Rachel AbbottIn reply to the recent very negative Guardian piece about self-publishing by Ros Barber, herself not self-published, British self-published thriller writer Rachel Abbott has shared her own experiences of self-publishing. And they’re quite positive – two million copies positive.

“Last week I looked at the complex set of spreadsheets I use to track my ebook sales and gave a whoop of delight: I had just sold my two-millionth book,” the article begins. “The vast majority of those sales were achieved through self-publishing.”

But as Rachel Abbott says, “it takes a lot of work to make those sales: when I started to follow my marketing plan for Only the Innocent, I was working 14 hours a day, seven days a week. For three months, not a word of a novel was written.” Fortunately, she claims “I love the variety and the challenge.” And she does have “a brilliant agent, Lizzy Kremer.” All the same, it’s clear that those sales are the outcome of a proportionate amount of serious effort.

Is it worth it, though? Rachel Abbott doesn’t quote actual income figures. But the article quotes a price of £3.68 ($5.30) for her latest ebook.
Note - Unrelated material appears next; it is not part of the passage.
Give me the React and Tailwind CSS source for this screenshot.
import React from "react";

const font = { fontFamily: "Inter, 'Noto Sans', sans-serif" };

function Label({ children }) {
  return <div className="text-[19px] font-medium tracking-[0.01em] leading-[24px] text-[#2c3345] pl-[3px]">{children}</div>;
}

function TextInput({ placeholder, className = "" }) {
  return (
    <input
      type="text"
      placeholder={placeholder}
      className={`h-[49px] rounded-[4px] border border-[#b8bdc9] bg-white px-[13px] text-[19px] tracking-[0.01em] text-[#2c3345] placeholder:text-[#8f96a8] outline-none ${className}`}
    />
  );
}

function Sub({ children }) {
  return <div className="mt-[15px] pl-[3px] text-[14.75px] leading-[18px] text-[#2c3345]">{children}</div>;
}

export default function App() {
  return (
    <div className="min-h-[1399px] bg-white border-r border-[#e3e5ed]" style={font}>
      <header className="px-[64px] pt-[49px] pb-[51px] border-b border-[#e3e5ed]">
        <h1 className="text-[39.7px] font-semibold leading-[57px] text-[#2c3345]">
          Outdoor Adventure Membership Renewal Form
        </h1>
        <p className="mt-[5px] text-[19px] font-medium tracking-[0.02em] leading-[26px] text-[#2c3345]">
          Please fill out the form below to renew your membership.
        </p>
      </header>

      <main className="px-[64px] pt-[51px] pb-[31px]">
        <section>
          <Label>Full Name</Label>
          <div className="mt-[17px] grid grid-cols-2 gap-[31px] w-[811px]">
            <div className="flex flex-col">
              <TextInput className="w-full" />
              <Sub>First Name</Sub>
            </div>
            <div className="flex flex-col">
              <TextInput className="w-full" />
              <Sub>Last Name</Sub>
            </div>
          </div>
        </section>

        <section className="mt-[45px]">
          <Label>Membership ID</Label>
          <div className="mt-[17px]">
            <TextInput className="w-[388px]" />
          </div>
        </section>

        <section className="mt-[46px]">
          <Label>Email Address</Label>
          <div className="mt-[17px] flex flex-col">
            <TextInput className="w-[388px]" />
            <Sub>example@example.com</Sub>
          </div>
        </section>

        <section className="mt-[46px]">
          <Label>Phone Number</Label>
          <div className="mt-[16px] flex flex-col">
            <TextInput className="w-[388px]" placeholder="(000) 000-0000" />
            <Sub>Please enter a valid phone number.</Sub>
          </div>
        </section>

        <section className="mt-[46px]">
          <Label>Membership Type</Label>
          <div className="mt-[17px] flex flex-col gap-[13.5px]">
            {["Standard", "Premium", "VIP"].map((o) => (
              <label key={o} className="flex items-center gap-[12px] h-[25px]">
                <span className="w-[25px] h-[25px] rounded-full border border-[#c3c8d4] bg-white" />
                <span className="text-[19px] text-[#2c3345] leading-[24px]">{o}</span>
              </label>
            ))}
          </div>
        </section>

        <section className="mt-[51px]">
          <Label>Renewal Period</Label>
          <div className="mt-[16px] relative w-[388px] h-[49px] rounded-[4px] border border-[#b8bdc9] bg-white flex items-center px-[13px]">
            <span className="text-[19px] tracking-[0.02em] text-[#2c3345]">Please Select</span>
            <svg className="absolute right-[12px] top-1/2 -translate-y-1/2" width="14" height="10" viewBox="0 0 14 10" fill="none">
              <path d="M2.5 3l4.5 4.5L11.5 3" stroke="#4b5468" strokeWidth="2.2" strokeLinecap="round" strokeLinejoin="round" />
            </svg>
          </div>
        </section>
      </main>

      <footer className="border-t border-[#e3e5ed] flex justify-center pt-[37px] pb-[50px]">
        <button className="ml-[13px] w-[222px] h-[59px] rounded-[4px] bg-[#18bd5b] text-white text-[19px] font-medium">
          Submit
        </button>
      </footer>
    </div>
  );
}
Assuming that she is earning KDP’s lower royalty rate of 35 percent, Rachel Abbott could have made some $3.71 million from those two million copies. At the higher rate of 70 percent, she could have made up to $7.42 million.

Of course, print sales, foreign sales, and other factors will have affected the actual level. All the same, Rachel Abbott’s self-publishing choice is suddenly looking a lot more sensible than Ros Barber’s traditional publishing option. She only secured an advance of “£5,000 [$7189] for two years’ work” on her latest novel, or less than one thousandth of Rachel Abbott’s higher self-publishing total. The doubts she raises about self-publishing in her own piece don’t exactly stack up well against that comparison.

Still, Ros Barber does get compensation in one other form – the snob value that Rachel Abbott objects to. “Some festival organisers still believe I don’t have as much to say about writing and selling books as a traditionally published author, regardless of their popularity,” she complains. With these kind of income levels, though, she can literally afford to live with their snobbery.